As soon as this is complete, we will begin integration of the Liberty Alliances and WS-Federation specifications for Federated Identity Management. This key component allows for entities to identify not only themselves, but to specify the federations and systems which power their identity. It alleviates the burden of mobile authentication and authorization from the user and the mobile device and places it in the hands of your identity manager, be it your corporation or your own private server. This allows for complex B2B interactions between identity servers to establish the full identity and privledges of the user. Crucial to this technology are single sign on, and, equally importantly, single sign off technologies. As a whole, Liberty Alliance is a secure generic foundation for challenge-response authentication. We will focus heavily on providing user tools for kerberos intergration and SPNEGO web-browser based kerberos as a basis for Liberty Alliance implementations.

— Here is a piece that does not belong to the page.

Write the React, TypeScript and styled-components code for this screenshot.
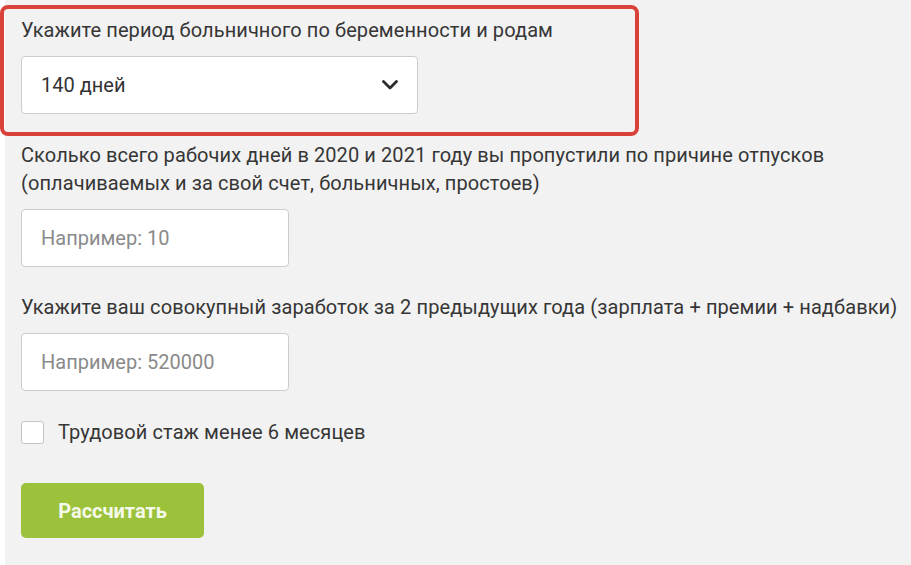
import React from "react";
import styled, { createGlobalStyle } from "styled-components";

const GlobalStyle = createGlobalStyle`
  html, body {
    margin: 0;
    padding: 0;
    background: #ffffff;
  }
  body {
    font-family: Roboto, "Noto Sans", "Liberation Sans", sans-serif;
    color: #333333;
  }
`;

const Page = styled.div`
  padding-left: 5px;
  background: #ffffff;
`;

const Panel = styled.div`
  background: #f2f2f2;
  min-height: 565px;
  padding: 0 12px 0 16px;
  box-sizing: border-box;
  display: flex;
  flex-direction: column;
  align-items: flex-start;
`;

const Highlight = styled.div`
  margin: 5px 0 0 -21px;
  width: 639px;
  box-sizing: border-box;
  border: 4px solid #d8423b;
  border-radius: 8px;
  padding: 7px 0 18px 17px;
  display: flex;
  flex-direction: column;
  gap: 12px;
`;

const Field = styled.div<{ $top: number }>`
  margin-top: ${(p) => p.$top}px;
  display: flex;
  flex-direction: column;
  gap: 12px;
`;

const Label = styled.div`
  font-size: 20px;
  line-height: 28px;
  letter-spacing: 0.09px;
  color: #363636;
  white-space: nowrap;
`;

const SelectBox = styled.div`
  width: 397px;
  height: 58px;
  box-sizing: border-box;
  background: #ffffff;
  border: 1px solid #cccccc;
  border-radius: 4px;
  display: flex;
  align-items: center;
  justify-content: space-between;
  padding: 0 19px;
  font-size: 20px;
  color: #333333;
`;

const TextInput = styled.input`
  width: 268px;
  height: 58px;
  box-sizing: border-box;
  background: #ffffff;
  border: 1px solid #cccccc;
  border-radius: 4px;
  padding: 0 19px;
  font-family: inherit;
  font-size: 20px;
  color: #333333;
  outline: none;

  &::placeholder {
    color: #8a8a8a;
  }
`;

const CheckRow = styled.label`
  margin-top: 27px;
  height: 28px;
  display: flex;
  align-items: center;
  gap: 14px;
  font-size: 20px;
  letter-spacing: 0.09px;
  color: #363636;
`;

const CheckBox = styled.span`
  width: 23px;
  height: 23px;
  box-sizing: border-box;
  background: #ffffff;
  border: 1px solid #c4c4c4;
  border-radius: 3px;
`;

const Button = styled.button`
  margin-top: 37px;
  width: 183px;
  height: 55px;
  border: none;
  border-radius: 5px;
  background: #9cc23b;
  color: #f5f9ea;
  font-family: inherit;
  font-size: 20px;
  font-weight: 700;
  cursor: pointer;
`;

const Chevron = () => (
  <svg width="16" height="10" viewBox="0 0 16 10">
    <polyline
      points="1.5,1.5 8,8 14.5,1.5"
      fill="none"
      stroke="#2b2b2b"
      strokeWidth="2.8"
      strokeLinecap="round"
      strokeLinejoin="round"
    />
  </svg>
);

export default function App() {
  return (
    <>
      <GlobalStyle />
      <Page>
        <Panel>
          <Highlight>
            <Label>Укажите период больничного по беременности и родам</Label>
            <SelectBox>
              <span>140 дней</span>
              <Chevron />
            </SelectBox>
          </Highlight>

          <Field $top={5}>
            <Label>
              Сколько всего рабочих дней в 2020 и 2021 году вы пропустили по причине отпусков
              <br />
              (оплачиваемых и за свой счет, больничных, простоев)
            </Label>
            <TextInput placeholder="Например: 10" />
          </Field>

          <Field $top={26}>
            <Label>
              Укажите ваш совокупный заработок за 2 предыдущих года (зарплата + премии + надбавки)
            </Label>
            <TextInput placeholder="Например: 520000" />
          </Field>

          <CheckRow>
            <CheckBox />
            Трудовой стаж менее 6 месяцев
          </CheckRow>

          <Button>Рассчитать</Button>
        </Panel>
      </Page>
    </>
  );
}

Lets go back to one of the key principals for a moment: smart contracts can be negotiated between identity servers, rather than devices. By selecting data which matches a particular semantic, various aspects of configuration can be re-instantiated (copied) on to a seperate device. Building off of the asycronous message passing architecture and the dynamic instancing, we develop advanced object and state storage capabilities. The fundamental idea of secure capabilities coding is that you can just then add the identity authentication and authorization structures of a Liberty Alliance implementation and have objects miraculously begin to operate in fancy cross-federation ways. Liberty Alliance is nothing more than a framework for negotiating capabilities, albiet a framework which mercifully doesn't have to involve your cell phone, should it happen to be your client.

 

 

Now machine, be on your best behavior

So, back to the user, for a few last words. Why is all of this fancy information architecture important? Because it allows web services to be safely consumed. It makes design an issue of modelling consumation, describing consumation, and visualizing relationships. It presents a functional view and control of persistent and distributed data-objects. Our reference SpiffyNode to UPnP bridge system will illustrate the flexibility and power this system makes for developers and users alike.

 

Conclusion

This is not another service architecture. Not another middleware or framework. This is a coordination framework for objects and services, agents and information to expose themselves in, and for these systems to interact with. For users to freely interact with their objects.